Fighting in Nagorno-Karabakh Rages On, Despite Ceasefire

Over 600 killed since clashes broke out on September 27th

All hope seems to be lost for the ceasefire agreed to by Armenia and Azerbaijan in Moscow last Saturday, as the battle in Nagorno-Karabakh rages on. Both sides continued to accuse the other of launching new attacks on Thursday.

Baku accused Armenia of launching an attack on a cemetery in Tartar, western Azerbaijan. Three people were reported killed while visiting the graveyard, and five more were wounded, according to a foreign policy aide to Azerbaijan’s president.

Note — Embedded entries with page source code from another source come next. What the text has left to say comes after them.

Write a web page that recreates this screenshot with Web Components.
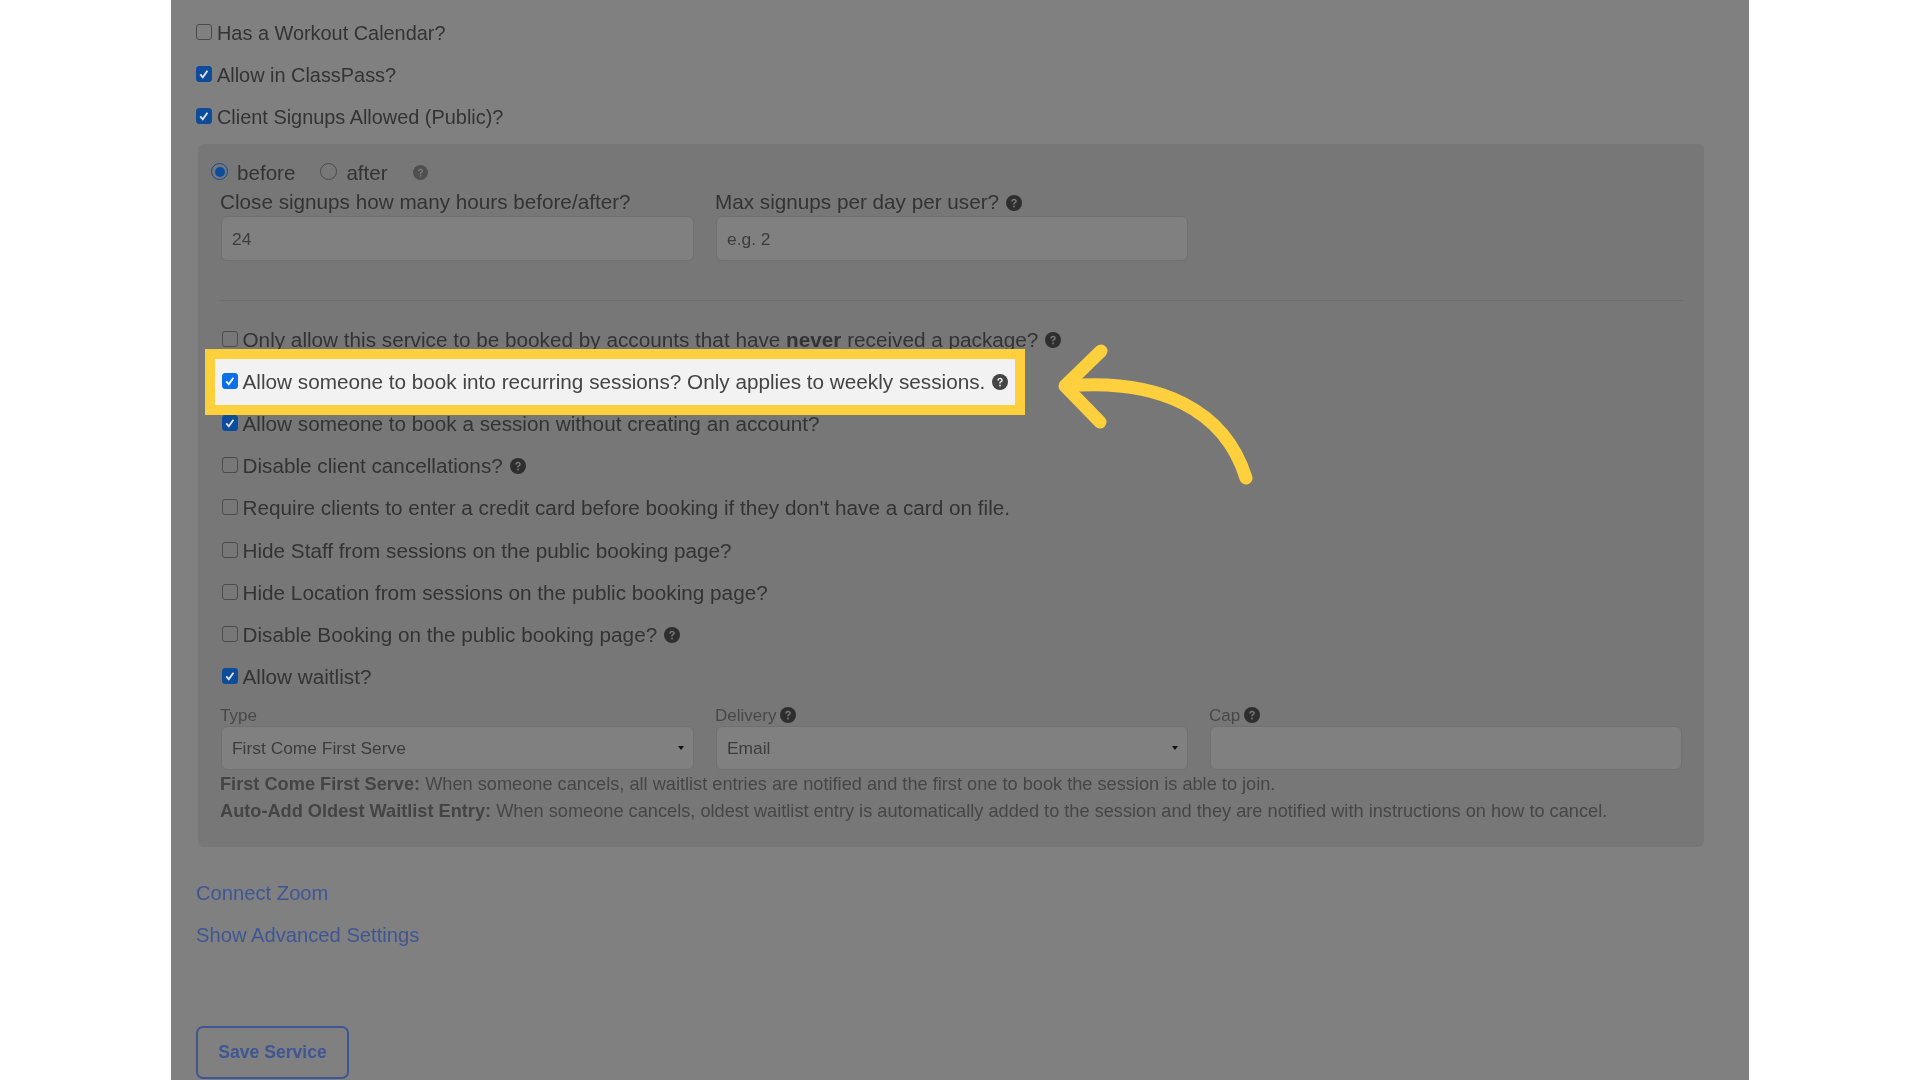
<!DOCTYPE html>
<html>
<head>
<meta charset="utf-8">
<style>
html, body { margin: 0; height: 1080px; overflow: hidden; background: #fff; }
</style>
</head>
<body>
<service-form></service-form>

<script>
const helpIcon = `<svg viewBox="0 0 24 24" width="100%" height="100%"><circle cx="12" cy="12" r="12" fill="currentColor"/><path d="M8 9.600c0-2.400 1.800-3.800 4.100-3.800 2.300 0 4 1.400 4 3.400 0 1.700-1 2.500-2.100 3.200-.9.600-1.100.9-1.100 1.800h-2.100c0-1.700.5-2.400 1.700-3.200 1-.6 1.500-1.100 1.500-1.800 0-.8-.7-1.400-1.800-1.400-1.100 0-1.800.7-1.900 1.800z" fill="var(--hole, #7a7a7a)"/><rect x="10.800" y="16" width="2.400" height="2.500" fill="var(--hole, #7a7a7a)"/></svg>`;

class HelpIcon extends HTMLElement {
    connectedCallback() {
        this.attachShadow({ mode: "open" }).innerHTML = `
        <style>
        :host { display: inline-block; width: var(--help-size, 16px); height: var(--help-size, 16px); margin-left: 7px; color: #2e2e2e; vertical-align: -1px; }
        </style>${helpIcon}`;
    }
}

class CheckRow extends HTMLElement {
    connectedCallback() {
        const checked = this.hasAttribute("checked");
        this.attachShadow({ mode: "open" }).innerHTML = `
        <style>
        :host { display: flex; align-items: center; height: 42.2px; font-size: 19.9px; color: #333; white-space: nowrap; }
        .box { width: 16px; height: 16px; box-sizing: border-box; border-radius: 3px; border: 1px solid #4b4b4b; margin: -2px 5px 0 0; flex: none; background: transparent; }
        .box.on { background: var(--check-color, #0d4c9b); border-color: var(--check-color, #0d4c9b); }
        svg { display: block; width: 100%; height: 100%; }
        </style>
        <span class="box ${checked ? "on" : ""}">${checked ? `<svg viewBox="0 0 15 15"><path d="M3.500 8l2.700 3 5-7" fill="none" stroke="var(--tick, #e2e2e2)" stroke-width="2"/></svg>` : ""}</span>
        <span><slot></slot></span>`;
    }
}

class RadioOption extends HTMLElement {
    connectedCallback() {
        const checked = this.hasAttribute("checked");
        this.attachShadow({ mode: "open" }).innerHTML = `
        <style>
        :host { display: inline-flex; align-items: center; color: #333; font-size: 20.6px; margin-right: 25px; }
        .dot { width: 17px; height: 17px; box-sizing: border-box; border-radius: 50%; margin: -2px 9px 0 0; border: 1px solid ${checked ? "#0d4c9b" : "#4b4b4b"}; display: flex; align-items: center; justify-content: center; }
        .dot i { width: 10px; height: 10px; border-radius: 50%; background: #0d4c9b; display: ${checked ? "block" : "none"}; }
        </style>
        <span class="dot"><i></i></span><slot></slot>`;
    }
}

class FieldBox extends HTMLElement {
    connectedCallback() {
        const select = this.hasAttribute("select");
        const label = this.getAttribute("label") || "";
        const value = this.getAttribute("value") || "";
        const small = this.hasAttribute("small");
        this.attachShadow({ mode: "open" }).innerHTML = `
        <style>
        :host { display: block; flex: none; width: 473px; }
        .label { height: ${small ? "21px" : "28px"}; display: flex; align-items: center; font-size: ${small ? "17px" : "20.7px"}; color: ${small ? "#484848" : "#333"}; white-space: nowrap; }
        ::slotted(help-icon) { margin-top: ${small ? "-1px" : "-3px"}; margin-left: ${small ? "4px" : "7px"}; }
        .input { height: ${small ? "44px" : "45px"}; margin-left: 1px; box-sizing: border-box; border: 1px solid #707070; border-radius: 6px; background: #808080; padding: ${small ? "0" : "2px"} 10px 0; display: flex; align-items: center; justify-content: space-between; font-size: 17.4px; color: #3c3c3c; white-space: nowrap; }
        .caret { width: 0; height: 0; border: 3px solid transparent; border-top: 4px solid #111; border-bottom: 0; margin-right: -1px; }
        </style>
        <div class="label">${label}<slot></slot></div>
        <div class="input"><span>${value}</span>${select ? `<span class="caret"></span>` : ""}</div>`;
    }
}

class ServiceForm extends HTMLElement {
    connectedCallback() {
        this.attachShadow({ mode: "open" }).innerHTML = `
        <style>
        :host { display: block; width: 1578px; height: 1080px; margin-left: 171px; box-sizing: border-box; background: #808080; font-family: "Liberation Sans", Arial, sans-serif; position: relative; }
        .content { padding: 12px 25px 0; filter: blur(0.4px); }
        .panel { margin: 5px 20px 0 2px; height: 703px; box-sizing: border-box; background: #777; border-radius: 6px; padding: 14px 21px 0 22px; }
        .panel check-row { font-size: 20.72px; padding-left: 1.5px; }
        .radios { height: 30px; display: flex; align-items: center; margin-left: -9px; --help-size: 15px; }
        .radios help-icon { color: #4f4f4f; margin-left: 0; }
        .cols { display: flex; gap: 21px; }
        .cols field-box:first-child { width: 474px; }
        hr { border: 0; border-top: 1px solid #6d6d6d; margin: 39px 0 18px; }
        .hilite { position: relative; z-index: 1; margin: -2px 0 -1.8px -5px; width: 800px; height: 46px; box-sizing: border-box; padding-left: 5px; background: #f2f2f2; outline: 10px solid #ffd03d; --check-color: #0b6fe8; --tick: #fff; --hole: #f2f2f2; }
        .hilite check-row { height: 46px; color: #444; }
        .hilite help-icon { color: #444; }
        .notes { font-size: 18.2px; color: #464646; line-height: 27px; margin-top: 1px; white-space: nowrap; }
        .notes b { color: #444; }
        .waitlist { margin-top: 7px; }
        .links { margin-top: 26px; }
        a { display: flex; align-items: center; height: 42px; color: #3e5694; font-size: 20.2px; text-decoration: none; }
        button { display: block; margin-top: 69px; width: 153px; height: 53px; padding-top: 2px; box-sizing: border-box; background: transparent; border: 2px solid #3e5694; border-radius: 7px; color: #3e5694; font: bold 17.6px "Liberation Sans", Arial, sans-serif; }
        .arrow { position: absolute; left: -171px; top: 0; width: 1920px; height: 1080px; pointer-events: none; z-index: 2; }
        </style>
        <div class="content">
        <check-row>Has a Workout Calendar?</check-row>
        <check-row checked>Allow in ClassPass?</check-row>
        <check-row checked>Client Signups Allowed (Public)?</check-row>
        <div class="panel">
          <div class="radios">
            <radio-option checked>before</radio-option>
            <radio-option>after</radio-option>
            <help-icon></help-icon>
          </div>
          <div class="cols">
            <field-box label="Close signups how many hours before/after?" value="24"></field-box>
            <field-box label="Max signups per day per user?" value="e.g. 2"><help-icon></help-icon></field-box>
          </div>
          <hr>
          <check-row>Only allow this service to be booked by accounts that have&nbsp;<b>never</b>&nbsp;received a package?<help-icon></help-icon></check-row>
          <div class="hilite"><check-row checked>Allow someone to book into recurring sessions? Only applies to weekly sessions.<help-icon></help-icon></check-row></div>
          <check-row checked>Allow someone to book a session without creating an account?</check-row>
          <check-row>Disable client cancellations?<help-icon></help-icon></check-row>
          <check-row>Require clients to enter a credit card before booking if they don't have a card on file.</check-row>
          <check-row>Hide Staff from sessions on the public booking page?</check-row>
          <check-row>Hide Location from sessions on the public booking page?</check-row>
          <check-row>Disable Booking on the public booking page?<help-icon></help-icon></check-row>
          <check-row checked>Allow waitlist?</check-row>
          <div class="cols waitlist">
            <field-box small select label="Type" value="First Come First Serve"></field-box>
            <field-box small select label="Delivery" value="Email"><help-icon></help-icon></field-box>
            <field-box small label="Cap"><help-icon></help-icon></field-box>
          </div>
          <div class="notes">
            <div><b>First Come First Serve:</b> When someone cancels, all waitlist entries are notified and the first one to book the session is able to join.</div>
            <div><b>Auto-Add Oldest Waitlist Entry:</b> When someone cancels, oldest waitlist entry is automatically added to the session and they are notified with instructions on how to cancel.</div>
          </div>
        </div>
        <div class="links">
          <a href="#">Connect Zoom</a>
          <a href="#">Show Advanced Settings</a>
        </div>
        <button>Save Service</button>
        </div>
        <svg class="arrow" viewBox="0 0 1920 1080" fill="none" stroke="#ffd03d" stroke-width="13" stroke-linecap="round" stroke-linejoin="round">
          <path d="M1246 478C1225 410 1160 378 1066 386"/>
          <path d="M1101 351L1065 386L1100 422"/>
        </svg>`;
    }
}

customElements.define("help-icon", HelpIcon);
customElements.define("check-row", CheckRow);
customElements.define("radio-option", RadioOption);
customElements.define("field-box", FieldBox);
customElements.define("service-form", ServiceForm);
</script>
</body>
</html>
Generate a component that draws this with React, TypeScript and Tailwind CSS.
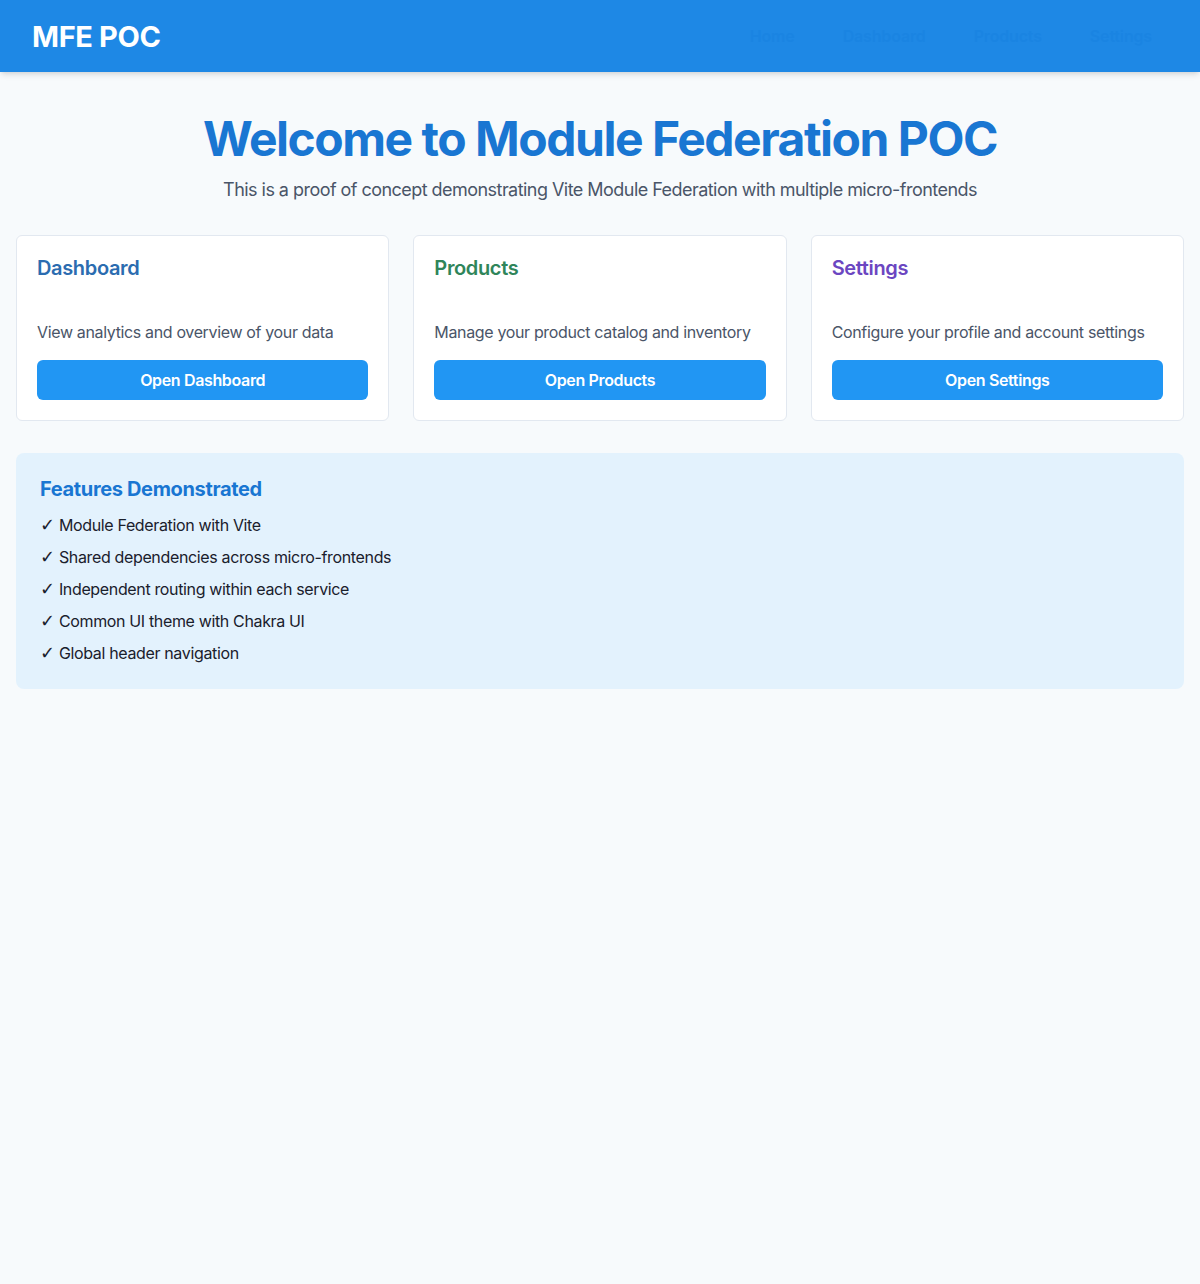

Armenia accused Azerbaijan of fresh shelling on Thursday. Yerevan also accused Azerbaijan’s ally, Turkey, of not allowing a plane through its airspace to deliver humanitarian aid. According to Armenian media, Turkey denied airspace to a plane bound for Yerevan that was carrying aid sent by Armenian-Americans.

Nagorno-Karabakh’s defense ministry recorded another 49 military casualties, bringing the total number of the ethnic Armenian enclave’s military deaths to 604 since the fighting began on September 27th. Dozens of civilians have been killed on both sides. Azerbaijan has yet to disclose its military casualties.

Representatives from Armenia and Azerbaijan met in Moscow last week and agreed to a humanitarian ceasefire to exchange prisoners and bodies of those killed in the conflict. That pause in fighting collapsed almost immediately after it began last Saturday.

The ceasefire was intended to make way for more substantive talks moderated by the US, France, and Russia. Azerbaijan insists Turkey should be involved in the peace process, something Azerbaijan’s President Ilham Aliyev reiterated on Thursday. “Turkey plays a role here, and that is Turkey’s right. It has been like that historically,” he said.